When I sit with developers, the conversation rarely starts with housing targets or policy announcements. It starts with sites, schemes and the practical reality of trying to move projects through a system which, for many, increasingly feels unpredictable and at times simply broken.

I hear stories regularly around applications taking significant time simply to register, planning officers changing midway through a process and different interpretations being applied to live schemes despite neither the application itself nor local planning policy having materially changed.

For years, the discussion around planning centred around delay and whilst delay has always been frustrating, people generally found ways to work around it because it could be built into programmes and viability assumptions.

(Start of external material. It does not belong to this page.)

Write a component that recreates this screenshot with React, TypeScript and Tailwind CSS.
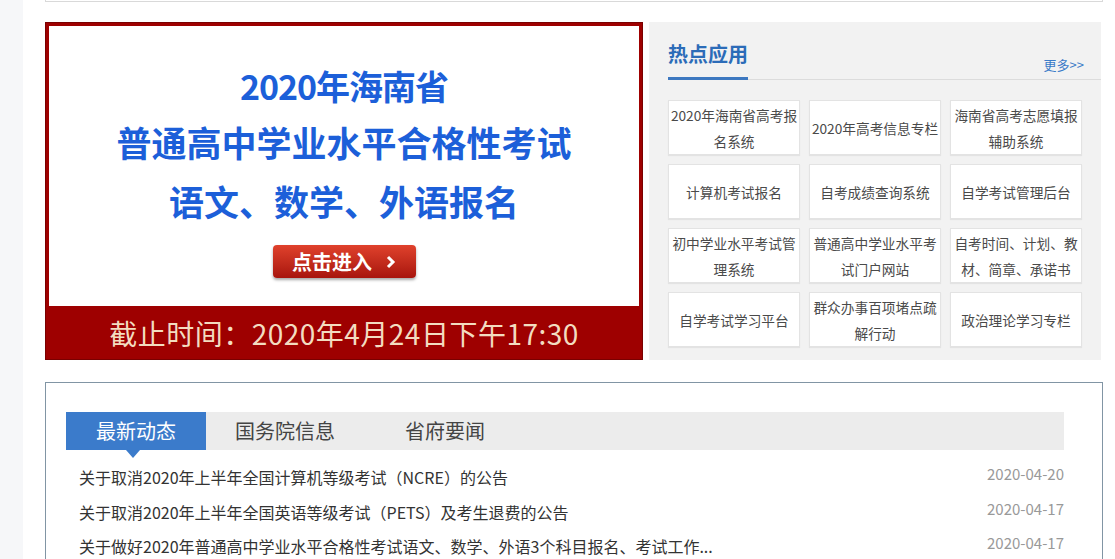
const apps = [
  '2020年海南省高考报名系统',
  '2020年高考信息专栏',
  '海南省高考志愿填报辅助系统',
  '计算机考试报名',
  '自考成绩查询系统',
  '自学考试管理后台',
  '初中学业水平考试管理系统',
  '普通高中学业水平考试门户网站',
  '自考时间、计划、教材、简章、承诺书',
  '自学考试学习平台',
  '群众办事百项堵点疏解行动',
  '政治理论学习专栏',
];

const news = [
  { title: '关于取消2020年上半年全国计算机等级考试（NCRE）的公告', date: '2020-04-20' },
  { title: '关于取消2020年上半年全国英语等级考试（PETS）及考生退费的公告', date: '2020-04-17' },
  { title: '关于做好2020年普通高中学业水平合格性考试语文、数学、外语3个科目报名、考试工作...', date: '2020-04-17' },
];

const font = 'font-["Noto_Sans_CJK_SC","Noto_Sans",sans-serif]';

function Banner() {
  return (
    <div className="w-[598px] h-[338px] bg-[#9e0000] p-[4px] pb-0 flex flex-col shadow-[inset_0_0_0_1px_#7a0000]">
      <div className="h-[280px] bg-white flex flex-col items-center pt-[38px]">
        <div className="text-[34px] leading-[44px] font-bold text-[#1c5fd9] tracking-[-1px]">2020年海南省</div>
        <div className="text-[35px] leading-[48px] mt-[10px] font-bold text-[#1c5fd9] tracking-[0px]">普通高中学业水平合格性考试</div>
        <div className="text-[35px] leading-[48px] mt-[11px] font-bold text-[#1c5fd9]">语文、数学、外语报名</div>
        <div className="mt-[20px] w-[143px] h-[33px] rounded-[4px] bg-gradient-to-b from-[#e0412c] to-[#a8140d] shadow-[0_2px_3px_rgba(0,0,0,0.35)] flex items-center justify-center gap-[14px] text-white">
          <span className="text-[20px] font-bold leading-none">点击进入</span>
          <svg width="10" height="14" viewBox="0 0 10 14">
            <path d="M2 2 L7 7 L2 12" stroke="#fff" strokeWidth="3" fill="none" />
          </svg>
        </div>
      </div>
      <div className="flex-1 flex items-center justify-center text-[28px] text-[#f3dcc0] tracking-[0.5px]">
        截止时间：2020年4月24日下午17:30
      </div>
    </div>
  );
}

function HotApps() {
  return (
    <div className="w-[452px] h-[338px] bg-[#f2f2f2] pt-[14px] pl-[19px]">
      <div className="flex items-end justify-between border-b border-[#dcdcdc] h-[44px]">
        <div className="text-[20px] font-bold text-[#2c6cb8] leading-[30px] pb-[8px] border-b-[3px] border-[#3d78c0] -mb-px w-[80px]">
          热点应用
        </div>
        <div className="text-[13px] text-[#3b7bc8] pr-[17px] pb-[5px]">更多&gt;&gt;</div>
      </div>
      <div className="grid grid-cols-[132px_132px_132px] gap-x-[9px] gap-y-[9px] mt-[20px]">
        {apps.map((a) => (
          <div
            key={a}
            className="h-[55px] bg-white border border-[#e3e3e3] shadow-[0_1px_1px_rgba(0,0,0,0.06)] flex items-center justify-center text-center text-[13.7px] leading-[26px] text-[#4a4a4a]"
          >
            {a}
          </div>
        ))}
      </div>
    </div>
  );
}

function News() {
  return (
    <div className="mt-[22px] border border-[#8195a4] h-[200px] pt-[29px] px-[20px]">
      <div className="h-[38px] bg-[#ececec] flex items-center w-[998px]">
        <div className="relative h-full w-[140px] bg-[#3b7bcb] text-white text-[20px] flex items-center justify-center">
          最新动态
          <div className="absolute left-[60px] top-full w-0 h-0 border-l-[7px] border-r-[7px] border-t-[8px] border-l-transparent border-r-transparent border-t-[#3b7bcb]" />
        </div>
        <div className="text-[20px] text-[#444] ml-[29px]">国务院信息</div>
        <div className="text-[20px] text-[#444] ml-[70px]">省府要闻</div>
      </div>
      <div className="mt-[10px] w-[998px]">
        {news.map((n) => (
          <div key={n.title} className="flex items-center justify-between h-[34.5px] pl-[13px]">
            <span className="text-[16px] text-[#333]">{n.title}</span>
            <span className="text-[15px] text-[#999] -mt-[6px]">{n.date}</span>
          </div>
        ))}
      </div>
    </div>
  );
}

export default function App() {
  return (
    <div className={`w-[1115px] h-[559px] overflow-hidden bg-white flex ${font}`}>
      <div className="w-[23px] h-full bg-[#f6f7f9]" />
      <div className="ml-[22px] w-[1058px]">
        <div className="h-[2px] border-l border-r border-b border-[#d9d9d9]" />
        <div className="mt-[20px] flex gap-[6px]">
          <Banner />
          <HotApps />
        </div>
        <News />
      </div>
    </div>
  );
}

Increasingly though, what you hear now is less about delay and more about predictability and there is an important difference between the two because uncertainty starts changing behaviour long before construction begins.

MORE SELECTIVE

The consequence is not simply delays to projects already underway. You begin to see developers becoming more selective around sites and taking longer over decisions that may previously have been made much more quickly and, in some cases, projects becoming slower to enter the system in the first place.

That is not because ambition suddenly disappears or because developers no longer want to build. Developers are generally very good at adapting to difficult markets. What becomes much harder is adapting to moving goalposts.

The reality is they are making long-term decisions whilst dealing with increasing labour costs, additional regulation and a growing number of things feeding extra time, cost and complexity into schemes.

Whilst many of these pressures are often described as market conditions, not all of them originate from the market itself and changes introduced into the system inevitably feed through into projects.

ACCESS TO FINANCE

Increasingly this feels less like an access to finance issue and more like a confidence issue because funding exists and developers can usually find capital for good schemes, but confidence becomes much harder to maintain when assumptions around timing, cost and delivery keep shifting.

That can become particularly difficult for SME developers because they are often bringing forward smaller sites and opportunities that larger developers may not pursue, yet those projects still form an important part of overall housing delivery.

If we genuinely want to improve delivery, then I think the conversation increasingly needs to move away from simply setting targets and towards creating the conditions that allow projects to progress with greater confidence and consistency.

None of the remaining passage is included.